However, the dividend has increased six times since the cut. That strongly suggests that the business is on the mend. And perhaps more importantly, occupancy is increasing, with this figure jumping 1.7% year over year in the third quarter to a healthy 94.5%. Rents have also been heading higher, increasing 1.7% year over year. This is not a struggling business, but these really interesting facts take the story out to 2023 and 2024. During Simon's third-quarter 2022 earnings conference call, management highlighted continued strong leasing demand. So more leases are likely to be signed, and occupancy rates could keep moving higher. It can take a long time to open a store, though, so the strong performance is likely to linger into 2023 and even 2024. Meanwhile, with the stock down nearly 30% so far in 2022, you can collect a huge 6.2% dividend yield while you wait for investors to catch up to the good news. 

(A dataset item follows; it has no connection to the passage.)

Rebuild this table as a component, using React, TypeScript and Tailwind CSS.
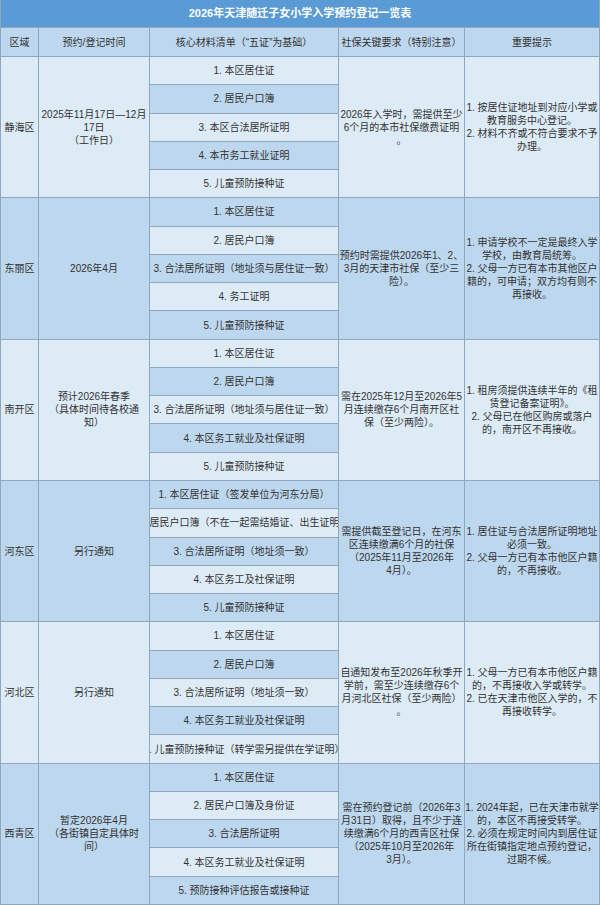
import React from "react";

type Block = {
  area: string;
  time: string[];
  materials: string[];
  social: string[];
  tips: string[];
};

const blocks: Block[] = [
  {
    area: "静海区",
    time: ["2025年11月17日—12月", "17日", "（工作日）"],
    materials: [
      "1. 本区居住证",
      "2. 居民户口簿",
      "3. 本区合法居所证明",
      "4. 本市务工就业证明",
      "5. 儿童预防接种证",
    ],
    social: ["2026年入学时，需提供至少", "6个月的本市社保缴费证明", "。"],
    tips: [
      "1. 按居住证地址到对应小学或",
      "教育服务中心登记。",
      "2. 材料不齐或不符合要求不予",
      "办理。",
    ],
  },
  {
    area: "东丽区",
    time: ["2026年4月"],
    materials: [
      "1. 本区居住证",
      "2. 居民户口簿",
      "3. 合法居所证明（地址须与居住证一致）",
      "4. 务工证明",
      "5. 儿童预防接种证",
    ],
    social: ["预约时需提供2026年1、2、", "3月的天津市社保（至少三", "险）。"],
    tips: [
      "1. 申请学校不一定是最终入学",
      "学校，由教育局统筹。",
      "2. 父母一方已有本市其他区户",
      "籍的，可申请；双方均有则不",
      "再接收。",
    ],
  },
  {
    area: "南开区",
    time: ["预计2026年春季", "（具体时间待各校通", "知）"],
    materials: [
      "1. 本区居住证",
      "2. 居民户口簿",
      "3. 合法居所证明（地址须与居住证一致）",
      "4. 本区务工就业及社保证明",
      "5. 儿童预防接种证",
    ],
    social: ["需在2025年12月至2026年5", "月连续缴存6个月南开区社", "保（至少两险）。"],
    tips: [
      "1. 租房须提供连续半年的《租",
      "赁登记备案证明》。",
      "2. 父母已在他区购房或落户",
      "的，南开区不再接收。",
    ],
  },
  {
    area: "河东区",
    time: ["另行通知"],
    materials: [
      "1. 本区居住证（签发单位为河东分局）",
      "2. 居民户口簿（不在一起需结婚证、出生证明）",
      "3. 合法居所证明（地址须一致）",
      "4. 本区务工及社保证明",
      "5. 儿童预防接种证",
    ],
    social: [
      "需提供截至登记日，在河东",
      "区连续缴满6个月的社保",
      "（2025年11月至2026年",
      "4月）。",
    ],
    tips: [
      "1. 居住证与合法居所证明地址",
      "必须一致。",
      "2. 父母一方已有本市他区户籍",
      "的，不再接收。",
    ],
  },
  {
    area: "河北区",
    time: ["另行通知"],
    materials: [
      "1. 本区居住证",
      "2. 居民户口簿",
      "3. 合法居所证明（地址须一致）",
      "4. 本区务工就业及社保证明",
      "5. 儿童预防接种证（转学需另提供在学证明）",
    ],
    social: [
      "自通知发布至2026年秋季开",
      "学前，需至少连续缴存6个",
      "月河北区社保（至少两险）",
      "。",
    ],
    tips: [
      "1. 父母一方已有本市他区户籍",
      "的，不再接收入学或转学。",
      "2. 已在天津市他区入学的，不",
      "再接收转学。",
    ],
  },
  {
    area: "西青区",
    time: ["暂定2026年4月", "（各街镇自定具体时", "间）"],
    materials: [
      "1. 本区居住证",
      "2. 居民户口簿及身份证",
      "3. 合法居所证明",
      "4. 本区务工就业及社保证明",
      "5. 预防接种评估报告或接种证",
    ],
    social: [
      "需在预约登记前（2026年3",
      "月31日）取得，且不少于连",
      "续缴满6个月的西青区社保",
      "（2025年10月至2026年",
      "3月）。",
    ],
    tips: [
      "1. 2024年起，已在天津市就学",
      "的，本区不再接受转学。",
      "2. 必须在规定时间内到居住证",
      "所在街镇指定地点预约登记，",
      "过期不候。",
    ],
  },
];

function Lines({ lines }: { lines: string[] }) {
  return (
    <div className="flex flex-col items-center text-center">
      {lines.map((l, i) => (
        <span key={i} className="whitespace-nowrap">
          {l}
        </span>
      ))}
    </div>
  );
}

export default function App() {
  return (
    <div className="w-[600px] h-[905px] flex flex-col bg-white border-l border-[#8fa7bd] font-['Liberation_Sans','Noto_Sans_CJK_SC',sans-serif] text-[10px] leading-[13px] text-[#333]">
      <div className="h-[28px] shrink-0 flex items-center justify-center bg-[#5b9bd5] border-r border-b border-[#8fa7bd] text-white text-[11px] font-bold">
        2026年天津随迁子女小学入学预约登记一览表
      </div>

      <div className="h-[29px] shrink-0 grid grid-cols-[38px_111px_189px_126px_135px] bg-[#bdd7ee]">
        <div className="flex items-center justify-center border-r border-b border-[#8fa7bd]">区域</div>
        <div className="flex items-center justify-center border-r border-b border-[#8fa7bd]">预约/登记时间</div>
        <div className="flex items-center justify-center border-r border-b border-[#8fa7bd] whitespace-nowrap">
          核心材料清单（“五证”为基础）
        </div>
        <div className="flex items-center justify-center border-r border-b border-[#8fa7bd] whitespace-nowrap">
          社保关键要求（特别注意）
        </div>
        <div className="flex items-center justify-center border-r border-b border-[#8fa7bd]">重要提示</div>
      </div>

      {blocks.map((b, bi) => {
        const bg = bi % 2 === 0 ? "bg-[#ddebf7]" : "bg-[#bdd7ee]";
        return (
          <div
            key={b.area}
            className={`flex-1 min-h-0 grid grid-cols-[38px_111px_189px_126px_135px] ${bg}`}
          >
            <div className="flex items-center justify-center border-r border-b border-[#8fa7bd]">
              {b.area}
            </div>
            <div className="flex items-center justify-center border-r border-b border-[#8fa7bd] overflow-hidden">
              <Lines lines={b.time} />
            </div>
            <div className="flex flex-col border-r border-[#8fa7bd]">
              {b.materials.map((m, mi) => {
                const idx = bi * 5 + mi;
                return (
                  <div
                    key={m}
                    className={`flex-1 flex items-center justify-center overflow-hidden whitespace-nowrap border-b border-[#8fa7bd] ${
                      idx % 2 === 0 ? "bg-[#ddebf7]" : "bg-[#bdd7ee]"
                    }`}
                  >
                    <span className="shrink-0">{m}</span>
                  </div>
                );
              })}
            </div>
            <div className="flex items-center justify-center border-r border-b border-[#8fa7bd] overflow-hidden">
              <Lines lines={b.social} />
            </div>
            <div className="flex items-center justify-center border-r border-b border-[#8fa7bd] overflow-hidden">
              <Lines lines={b.tips} />
            </div>
          </div>
        );
      })}
    </div>
  );
}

2. Ready for the hit and future growth

Bank of Nova Scotia, also known as Scotiabank, is one of a handful of dominant Canadian banks. Because of the highly regulated Canadian market, its industry position is largely entrenched. That regulation has also led to a fairly conservative business approach, noting that the company's Tier 1 Capital Ratio, a measure of a bank's ability to deal with adversity, is a solid 11.4% (higher numbers are better). For reference, Bank of America's Tier 1 ratio is 11%. That's important today because investors are worried about the potential impact of a global recession, which would reduce demand for bank services and would likely increase delinquencies. Bank of Nova Scotia appears ready to handle that hit.

What's more interesting, if you think long term, is that rising interest rates, which might usher in the feared recession, also allow banks to charge higher rates for their loans. So this period is a mixed blessing that could improve profitability over time. And then there's the fact that Bank of Nova Scotia has differentiated itself from its peers by investing in South America. This region is expected to grow more quickly than the United States or Canada, where the other large Canadian banks are focused. With a 6.2% yield, the long-term risk/reward balance here seems tilted in investors' favor. Oh, and dividends have been paid consistently since 1833 and have increased in 42 of the last 45 years, so this high-yield stock is a pretty reliable income source.

3. What goes down

There's no way to candy-coat it; this was a terrible market for T. Rowe Price. But that's true of every bear market because the company earns fees based on the value of the assets it manages for other people. When the market goes down, its assets under management fall, too, leading to lower fees. And some people get scared and withdraw their money, further reducing fees. To put a figure on this, assets under management fell nearly $80 billion in the third quarter alone, including withdrawals of almost $25 billion. The company's earnings fell 43% year over year. That's bad.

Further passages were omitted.